= Let It Ride (card game) =

Card game based on poker

Let It Ride logo

Let It Ride is a casino table game based on poker, where the player wagers on a five-card poker hand formed by their own three cards and two community cards. It is a product of Bally Technologies, under its Shuffle Master brand.

==History==
The game was invented by Shuffle Master founder John Breeding, with the goal of fueling demand for the company's shuffling machine.

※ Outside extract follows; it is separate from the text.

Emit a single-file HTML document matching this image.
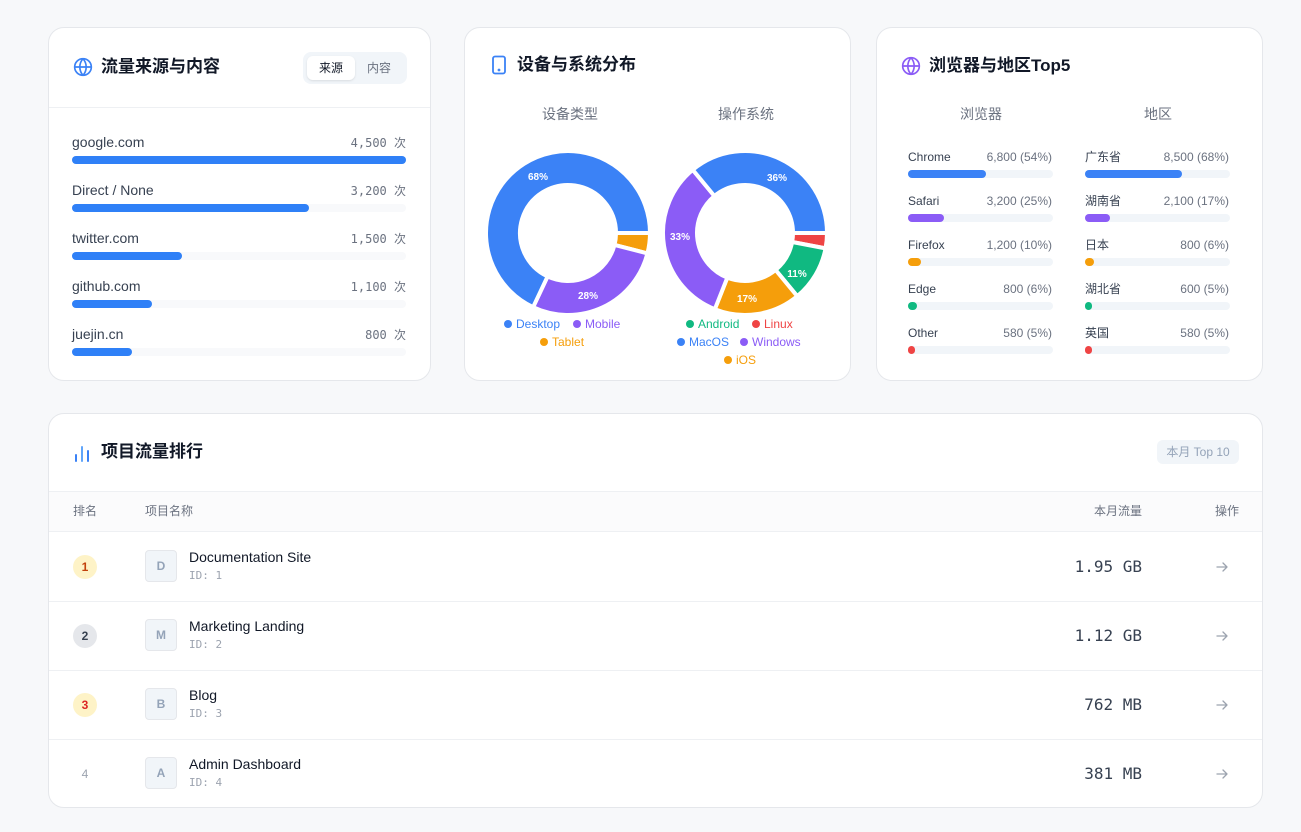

Initially popular in many casinos, the popularity of the game has waned since then because of its relatively high house edge. Like blackjack and video poker, player decisions in Let It Ride affect the house edge. With the standard pay table and optimal strategy, the house edge is 3.51%, several times that of blackjack and craps.

== Basic rules ==
Let It Ride is a variation of five-card stud, based on three player cards and two community cards. The two community cards are initially dealt face down. The most distinguishing feature of Let It Ride is that the player is given two opportunities to withdraw exactly one-third of their initial wager. One chance occurs after the player looks at their hand but before the first community card is revealed, and the second occurs after the first community card is revealed, but before the second is revealed. The player may reduce their wager on either of these occasions, or on both, or neither. If the player decides not to withdraw part of their wager, they are said to "let it ride." In order to ensure that the player's initial wager is divisible by three, each player must distribute their wager over three betting spots which must all contain the same chip value. On some table layouts these spots are given the symbols 1, 2 and $, with 1 and 2 indicating the thirds of the wager which the player can withdraw before the first and second community cards respectively are turned up, and $ representing the third of the wager which there is never a chance to withdraw.

After players have placed their bets, the dealer starts from their left, and deals each player one card, followed by the first face-down community card, followed by a further card to each player, followed by the second community card, followed by a final card to each player. Players are not permitted to show their cards or to see the cards of other players at any point before the end of the deal.

In the event of a winning hand after the second community card is revealed, what remains of the player's wager is paid out according to a payout table such as the one given below. There are small variations in payoffs between casinos, but the lowest paying hand in Let It Ride is typically a pair of 10s; a pair of nines or less is a losing hand, which results in the player forfeiting their remaining wager to the house.

===Payouts===

Payout schedule
| Hand | Payout |
|---|---|
| Royal flush | 1,000 to 1 |
| Straight flush | 200 to 1 |
| Four of a kind | 50 to 1 |
| Full house | 11 to 1 |
| Flush | 8 to 1 |
| Straight | 5 to 1 |
| Three of a kind | 3 to 1 |
| Two pair | 2 to 1 |
| Pair of 10s or better | 1 to 1 |

==Three Card Bonus==
The Three Card Bonus is an optional side bet offered at some tables. The bet is placed on the player's three cards only. Winnings from a fixed payout table are awarded based on the three-card hand, following the hand rankings of three-card brag. This is comparable to the "Pair Plus" side bet in the casino game of Three Card Poker.